Unterschiedliche Klingen
Über lange Jahre der Quasi-Standard zur Nutzung von Einmalklingen auf dem Zylindermikrotom ist der SHK Halter, genannt nach seinem Schöpfern und Weiterentwicklern: Strebele, Hausman und Kramer. Das gute Stück wird aus Hartaluiminium in den Werkstäten der TH Darmstadt hergestellt und ist ein stabiles Präzisionswerkzeug zu einem guten Preis (um 85 Euro). Es gibt ihn in verschiedenen Versionen mit und ohne Stellschrauben für die obere Haltebacke, ich selbst scheide am liebsten mit einem älteren Typ mit massiven Klemmschrauben ohne die Verstellmöglichkeit.
Es gab eine defekte Serie mit zu dickem Unterteil, das beim Schnitt über die Schnittfläche der Probe geschabt und diese oft zerstört hat. Diese GEräte wurden aber alle ausgetauscht.
Weiterhin gab es einen Nachbau, der jedoch die notwendige Präzision nicht erreicht hat und eingestellt wurde. Diese Geräte mögen zum Teil noch im Einsatz sein und sind aufgrund der Produktionsschwankungen teils ganz gut verwendbar, oft aber auch unbrauchbar.

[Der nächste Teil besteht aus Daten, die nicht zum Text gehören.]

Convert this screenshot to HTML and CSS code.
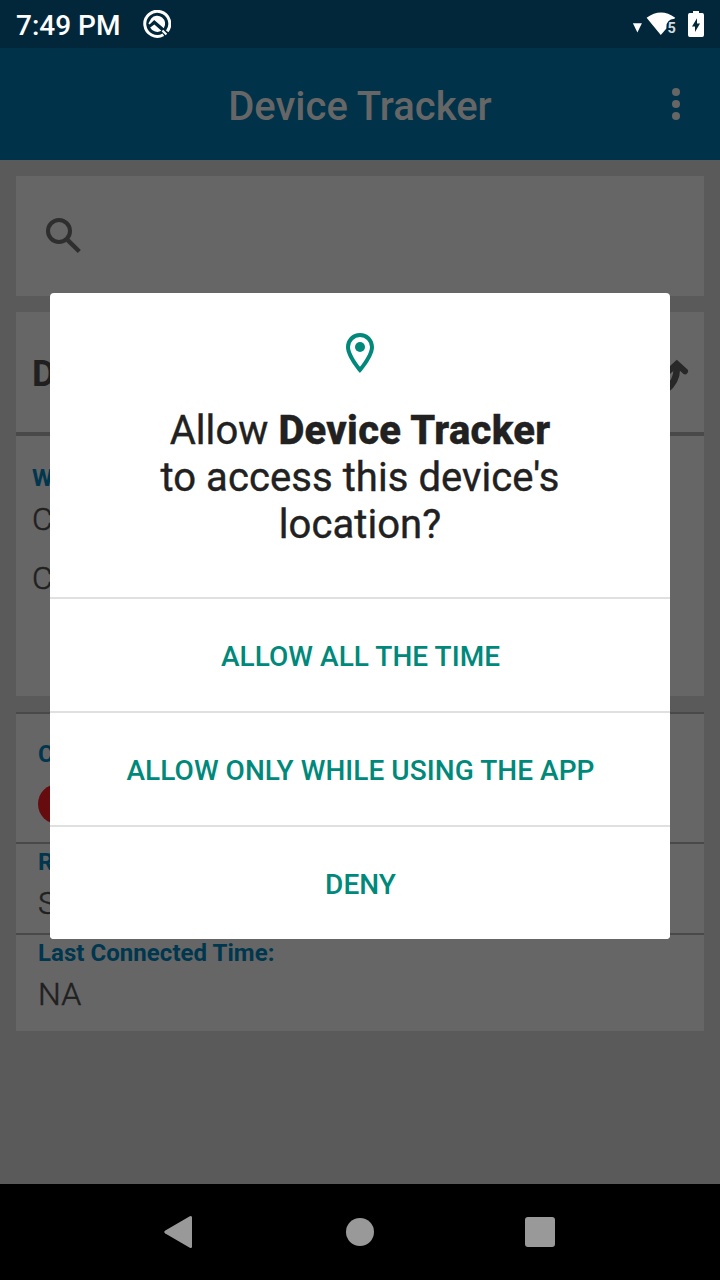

Recht neu ist Bobs Klingenhalter für die längeren Cutterklingen von Olfa. Dieser ist aus Kunststoff und stammt aus dem 3D-Drucker. Zusammen mit den Cutterklingen erreicht man zu einem deutlich niedrigeren Einstiegspreis bei besser erhältlichen Klingen ebenfalls gute Ergebnisse.
Allgemein gilt für alle Kombinationen: üben, üben üben. Es dauert eine Weile, bis man das Werkzeug sicher beherrscht. Am besten startet man mit einfachen Proben wie z.B. den Blattstielen von großen Efeu-Blättern (Hedera helix), die bis zu 3 mm Durchmesser erreichen können und sich freistehend schneiden lassen. Wenn es damit gut klappt, kann man sich holzigen Pflanzenteilen zuwenden. Blätter schneidet man am besten in Möhreneinbettung und behinnt auch hier mit einfachen Proben wie z.B. den dicken Blättern der Lorbeerkirsche (Prunus laurocerasus).
Alles eine Frage der Haltung :)
Nach dem Vortrag dann die Praxis: Dank Ringleuchten und Kamera konnte cih die Handhabung der angesprochenen Gerätschaften über den Rechner an die Wand projizieren, sodass alle Teilnehmer bequem zusehen konnten. Und natürlich wurde auch selber geschnibbelt, was das Zeug hält. Die Schnitte gilt es nun nach Fixierung in AFE gut aufzubewahren: in einem kommenden Termin möchte ich einen Querschnitt der derzeit üblichen botanischen Färbungen zeigen. Natürlich auch wieder mit großem Praxisteil.